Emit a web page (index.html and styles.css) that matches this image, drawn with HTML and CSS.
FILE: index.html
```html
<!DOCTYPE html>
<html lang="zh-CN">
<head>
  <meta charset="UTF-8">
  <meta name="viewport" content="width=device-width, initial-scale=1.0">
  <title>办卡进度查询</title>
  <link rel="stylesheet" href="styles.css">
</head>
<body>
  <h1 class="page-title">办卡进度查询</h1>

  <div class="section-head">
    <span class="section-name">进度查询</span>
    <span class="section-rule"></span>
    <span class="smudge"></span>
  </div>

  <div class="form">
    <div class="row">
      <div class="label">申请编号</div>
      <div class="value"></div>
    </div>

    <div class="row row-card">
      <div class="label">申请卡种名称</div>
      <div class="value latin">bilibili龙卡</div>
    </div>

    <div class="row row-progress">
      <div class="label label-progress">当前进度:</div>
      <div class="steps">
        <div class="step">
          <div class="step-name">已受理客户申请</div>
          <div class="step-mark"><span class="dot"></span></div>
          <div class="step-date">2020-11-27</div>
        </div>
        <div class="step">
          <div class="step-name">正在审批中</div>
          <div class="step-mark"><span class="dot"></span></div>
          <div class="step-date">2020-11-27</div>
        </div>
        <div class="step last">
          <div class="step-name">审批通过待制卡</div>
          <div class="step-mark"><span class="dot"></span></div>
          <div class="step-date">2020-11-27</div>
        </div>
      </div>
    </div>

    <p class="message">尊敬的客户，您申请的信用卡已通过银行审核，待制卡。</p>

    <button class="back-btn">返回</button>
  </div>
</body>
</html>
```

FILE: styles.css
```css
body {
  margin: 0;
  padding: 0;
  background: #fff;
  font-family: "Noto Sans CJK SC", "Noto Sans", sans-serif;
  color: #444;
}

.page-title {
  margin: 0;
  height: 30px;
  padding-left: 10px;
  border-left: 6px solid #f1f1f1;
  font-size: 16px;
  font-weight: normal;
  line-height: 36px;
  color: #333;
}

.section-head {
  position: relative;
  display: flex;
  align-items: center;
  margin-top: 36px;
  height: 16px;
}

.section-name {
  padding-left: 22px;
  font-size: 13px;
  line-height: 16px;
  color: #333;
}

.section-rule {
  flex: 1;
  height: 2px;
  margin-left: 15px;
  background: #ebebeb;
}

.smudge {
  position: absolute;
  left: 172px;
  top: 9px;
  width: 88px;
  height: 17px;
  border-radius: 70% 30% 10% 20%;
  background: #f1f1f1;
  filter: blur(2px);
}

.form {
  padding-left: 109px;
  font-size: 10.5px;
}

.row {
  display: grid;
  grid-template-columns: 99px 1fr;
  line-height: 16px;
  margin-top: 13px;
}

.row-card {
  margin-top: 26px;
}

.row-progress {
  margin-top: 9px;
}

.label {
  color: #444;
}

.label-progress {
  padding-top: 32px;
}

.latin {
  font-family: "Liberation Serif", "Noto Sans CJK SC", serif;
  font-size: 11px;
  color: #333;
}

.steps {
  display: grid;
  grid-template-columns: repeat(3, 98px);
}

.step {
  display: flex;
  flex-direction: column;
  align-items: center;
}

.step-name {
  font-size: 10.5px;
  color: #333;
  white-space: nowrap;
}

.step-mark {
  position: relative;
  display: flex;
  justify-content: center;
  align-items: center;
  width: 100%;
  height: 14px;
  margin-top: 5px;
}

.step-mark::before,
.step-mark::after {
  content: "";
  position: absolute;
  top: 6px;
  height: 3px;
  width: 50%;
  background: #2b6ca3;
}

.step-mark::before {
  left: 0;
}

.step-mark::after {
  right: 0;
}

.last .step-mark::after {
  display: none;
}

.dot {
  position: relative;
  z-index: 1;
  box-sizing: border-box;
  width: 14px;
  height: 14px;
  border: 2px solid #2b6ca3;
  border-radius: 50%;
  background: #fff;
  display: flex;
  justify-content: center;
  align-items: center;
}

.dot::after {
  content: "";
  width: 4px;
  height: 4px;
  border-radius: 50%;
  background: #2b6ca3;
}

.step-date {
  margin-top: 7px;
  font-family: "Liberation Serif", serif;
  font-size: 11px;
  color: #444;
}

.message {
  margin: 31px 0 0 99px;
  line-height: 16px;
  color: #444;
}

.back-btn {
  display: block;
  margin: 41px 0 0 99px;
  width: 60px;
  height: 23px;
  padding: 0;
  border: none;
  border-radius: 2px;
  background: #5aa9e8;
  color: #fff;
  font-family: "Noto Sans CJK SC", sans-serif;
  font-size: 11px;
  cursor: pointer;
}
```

» **What the task asks**:
Write out all the data again, exactly as it appears.

» **The answer**:
Emit a web page (index.html and styles.css) that matches this image, drawn with HTML and CSS.
FILE: index.html
```html
<!DOCTYPE html>
<html lang="zh-CN">
<head>
  <meta charset="UTF-8">
  <meta name="viewport" content="width=device-width, initial-scale=1.0">
  <title>办卡进度查询</title>
  <link rel="stylesheet" href="styles.css">
</head>
<body>
  <h1 class="page-title">办卡进度查询</h1>

  <div class="section-head">
    <span class="section-name">进度查询</span>
    <span class="section-rule"></span>
    <span class="smudge"></span>
  </div>

  <div class="form">
    <div class="row">
      <div class="label">申请编号</div>
      <div class="value"></div>
    </div>

    <div class="row row-card">
      <div class="label">申请卡种名称</div>
      <div class="value latin">bilibili龙卡</div>
    </div>

    <div class="row row-progress">
      <div class="label label-progress">当前进度:</div>
      <div class="steps">
        <div class="step">
          <div class="step-name">已受理客户申请</div>
          <div class="step-mark"><span class="dot"></span></div>
          <div class="step-date">2020-11-27</div>
        </div>
        <div class="step">
          <div class="step-name">正在审批中</div>
          <div class="step-mark"><span class="dot"></span></div>
          <div class="step-date">2020-11-27</div>
        </div>
        <div class="step last">
          <div class="step-name">审批通过待制卡</div>
          <div class="step-mark"><span class="dot"></span></div>
          <div class="step-date">2020-11-27</div>
        </div>
      </div>
    </div>

    <p class="message">尊敬的客户，您申请的信用卡已通过银行审核，待制卡。</p>

    <button class="back-btn">返回</button>
  </div>
</body>
</html>
```

FILE: styles.css
```css
body {
  margin: 0;
  padding: 0;
  background: #fff;
  font-family: "Noto Sans CJK SC", "Noto Sans", sans-serif;
  color: #444;
}

.page-title {
  margin: 0;
  height: 30px;
  padding-left: 10px;
  border-left: 6px solid #f1f1f1;
  font-size: 16px;
  font-weight: normal;
  line-height: 36px;
  color: #333;
}

.section-head {
  position: relative;
  display: flex;
  align-items: center;
  margin-top: 36px;
  height: 16px;
}

.section-name {
  padding-left: 22px;
  font-size: 13px;
  line-height: 16px;
  color: #333;
}

.section-rule {
  flex: 1;
  height: 2px;
  margin-left: 15px;
  background: #ebebeb;
}

.smudge {
  position: absolute;
  left: 172px;
  top: 9px;
  width: 88px;
  height: 17px;
  border-radius: 70% 30% 10% 20%;
  background: #f1f1f1;
  filter: blur(2px);
}

.form {
  padding-left: 109px;
  font-size: 10.5px;
}

.row {
  display: grid;
  grid-template-columns: 99px 1fr;
  line-height: 16px;
  margin-top: 13px;
}

.row-card {
  margin-top: 26px;
}

.row-progress {
  margin-top: 9px;
}

.label {
  color: #444;
}

.label-progress {
  padding-top: 32px;
}

.latin {
  font-family: "Liberation Serif", "Noto Sans CJK SC", serif;
  font-size: 11px;
  color: #333;
}

.steps {
  display: grid;
  grid-template-columns: repeat(3, 98px);
}

.step {
  display: flex;
  flex-direction: column;
  align-items: center;
}

.step-name {
  font-size: 10.5px;
  color: #333;
  white-space: nowrap;
}

.step-mark {
  position: relative;
  display: flex;
  justify-content: center;
  align-items: center;
  width: 100%;
  height: 14px;
  margin-top: 5px;
}

.step-mark::before,
.step-mark::after {
  content: "";
  position: absolute;
  top: 6px;
  height: 3px;
  width: 50%;
  background: #2b6ca3;
}

.step-mark::before {
  left: 0;
}

.step-mark::after {
  right: 0;
}

.last .step-mark::after {
  display: none;
}

.dot {
  position: relative;
  z-index: 1;
  box-sizing: border-box;
  width: 14px;
  height: 14px;
  border: 2px solid #2b6ca3;
  border-radius: 50%;
  background: #fff;
  display: flex;
  justify-content: center;
  align-items: center;
}

.dot::after {
  content: "";
  width: 4px;
  height: 4px;
  border-radius: 50%;
  background: #2b6ca3;
}

.step-date {
  margin-top: 7px;
  font-family: "Liberation Serif", serif;
  font-size: 11px;
  color: #444;
}

.message {
  margin: 31px 0 0 99px;
  line-height: 16px;
  color: #444;
}

.back-btn {
  display: block;
  margin: 41px 0 0 99px;
  width: 60px;
  height: 23px;
  padding: 0;
  border: none;
  border-radius: 2px;
  background: #5aa9e8;
  color: #fff;
  font-family: "Noto Sans CJK SC", sans-serif;
  font-size: 11px;
  cursor: pointer;
}
```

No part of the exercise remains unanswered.